[dcc2] dcc multiuser chat
Craig Edwards
brain at winbot.co.uk
Mon May 10 13:38:22 EDT 2004
to bring together people from different nets one person must be on both nets to act as a bridge, otherwise there is no way to pass the ctcps. This would need to be standardised.
Thanks,
Craig
>mayube thier should eb a deny inviteing flag in a chat when it is first
>established
>
>this would allow aviodence of the particular situation you mention
>
>the biggest use i say for multiway dcc chat is bringing together your
>friends from different nets say i have a friend on undernet a friend on
>quakenet and wan't to bring the 3 of us together for a private chat
>
>-----Original Message-----
>From: dcc2-bounces at dcc2.org [mailto:dcc2-bounces at dcc2.org]On Behalf Of
>Craig Edwards
>Sent: 10 May 2004 16:55
>To: DCC2 Working Group List
>Subject: Re: Re: [dcc2] dcc multiuser chat
>
>
>there needs to be some form of control, leaving the chat by choice might
>JUST be good enough.
>
>Lets consider this hypothetical situation. A bot supports DCC2 chats. Part
>of the spec is multi user chats.
>
>User A is socially engineered to invite user B into their private encrypted
>chat with a bot. User B then joins the multi user chat, the bot is powerless
>to do anything (short of 'leave' the conversation maybe) and user B could
>then have access to all the bot's commands. At worst, if the bot leaves,
>user B has created a denial of service causing the user A's connection to
>the bot to be servered.
>
>Surely, for multi user chats, IRC channels should be used, this does seem a
>lot like re-inventing the wheel, and going to the point of embedding a fully
>functional IM client within an irc client which can already access perfectly
>good chat networks.
>
>Thanks,
>Craig
>
>>Hi,
>>
>>> the idea of a direct partyline/group chat is a good idea however it isn't
>something i'd implement personally and
>>> probably wont get around to (purely because my bot has its own dcc
>partyline with authentication features etc).
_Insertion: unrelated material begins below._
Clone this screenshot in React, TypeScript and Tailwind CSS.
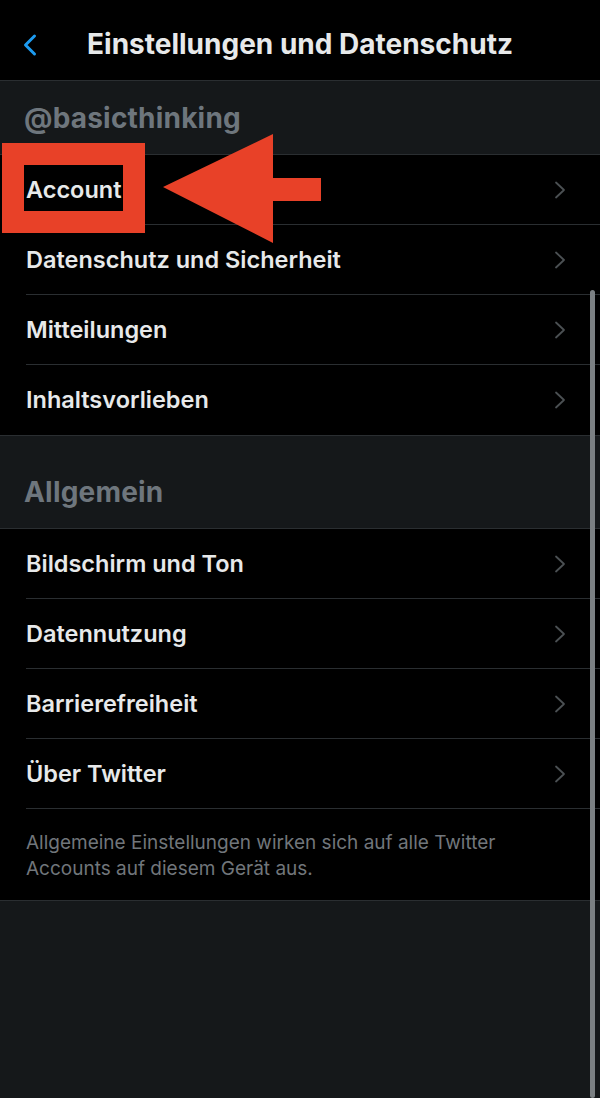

>>> Something to address here on that note is, if you have a multi user dcc
>chat, in a party line, and you invite users
>>> A, B, and C, then user C decides to invite "MrIdiot" who nobody else
>likes, how do you get rid of him, or even stop
>>> him from joining the chat in the first place? In my mind, you'll end up
>implementing irc within irc to do this,
>>> because youll need kicks, authentication, maybe even split detection (?!)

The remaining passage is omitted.